Handy tips for dealing with hard water

July 27, 2015

If your water has a high mineral content, it may be what is called "hard" water. Check out these tips to determine if there is hard water in your home, and find a softening solution today.

Handy tips for dealing with hard water

Four problems with hard water

  1. Soap lathers poorly and leaves a sticky film in hard water, which also can leave gray, curd-like deposits in your washing machine that irritates sensitive skin.
  2. Hard water also allows corrosive scale to build up inside the plumbing system.
  3. Water heaters, dishwashers and washing machines work less efficiently and wear out more quickly with hard water.
  4. Also, hard water often has an unpleasant taste.

An easy way to test for hard water

A simple test for hard water is to fill a jar with tap water and add a small amount of liquid dishwashing detergent. Screw the cap on tightly and shake.

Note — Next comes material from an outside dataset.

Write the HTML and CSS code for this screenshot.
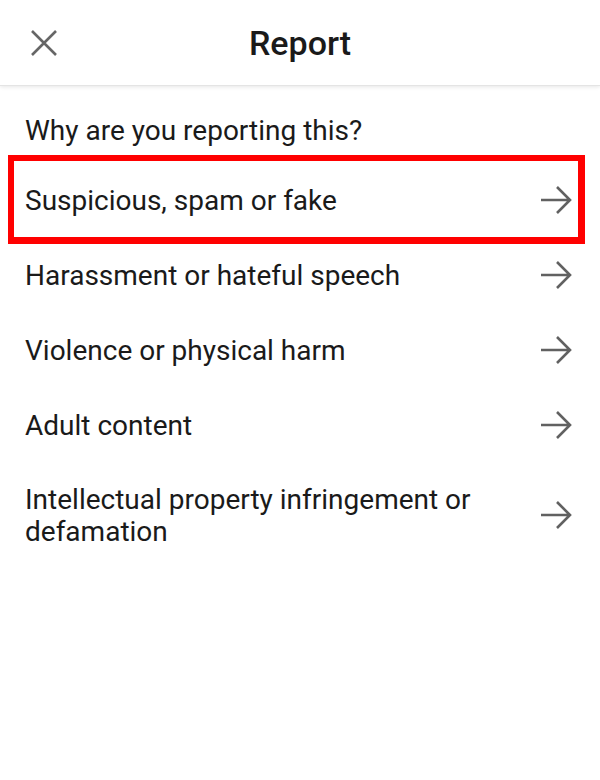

  • The high mineral content in hard water will inhibit the formation of soapy suds and cause the bubbles that do form to dissolve quickly.

Adding a water softener

The antidote to hard water is a water softener, a treatment device that is connected to your water-supply pipe.

  • The softener captures excess minerals in a column of plastic resin beads. The beads are then bathed in a brine (salt water), which removes the minerals and flushes them away.
  • With automatic softeners, the resin is rinsed with salt at regular intervals. You can buy or rent a water softener.
  • In households where dietary salt is restricted, the water softener can be hooked up to only the hot water supply. That way, water used for cooking and drinking won't be salty.

Something to consider

A water softener will significantly reduce calcium, iron and other minerals, but other water problems call for other types of treatment.

  • Depending on the problem you have, you may want a device that treats all the water entering the house, or one that treats only drinking water at the kitchen sink.

Softener upkeep

The salt in a water softener, which carries away the offending minerals, such as magnesium and calcium, must be replaced periodically.

  • You can buy water softener salt at grocery and hardware stores, or from the company that installed your softener.
  • Pour the additional salt into the storage container as directed by the manufacturer.

Unclogging a water softener

If water is not being softened even though the salt container is full and the motor is operating, you may have a clog.

  • The two most likely spots are the brine line, and the injector and its screen. If your water has a high silt content, you may also need to clean the brine intake.
  • Remove it from the brine well inside the brine tank, and clean it with a toothbrush and running water.
  • Empty the brine tank and flush it with a hose before refilling it with salt.

Hard water is a problem that needs to be resolved as soon as possible. Keep these tips in mind, and find a solution that works.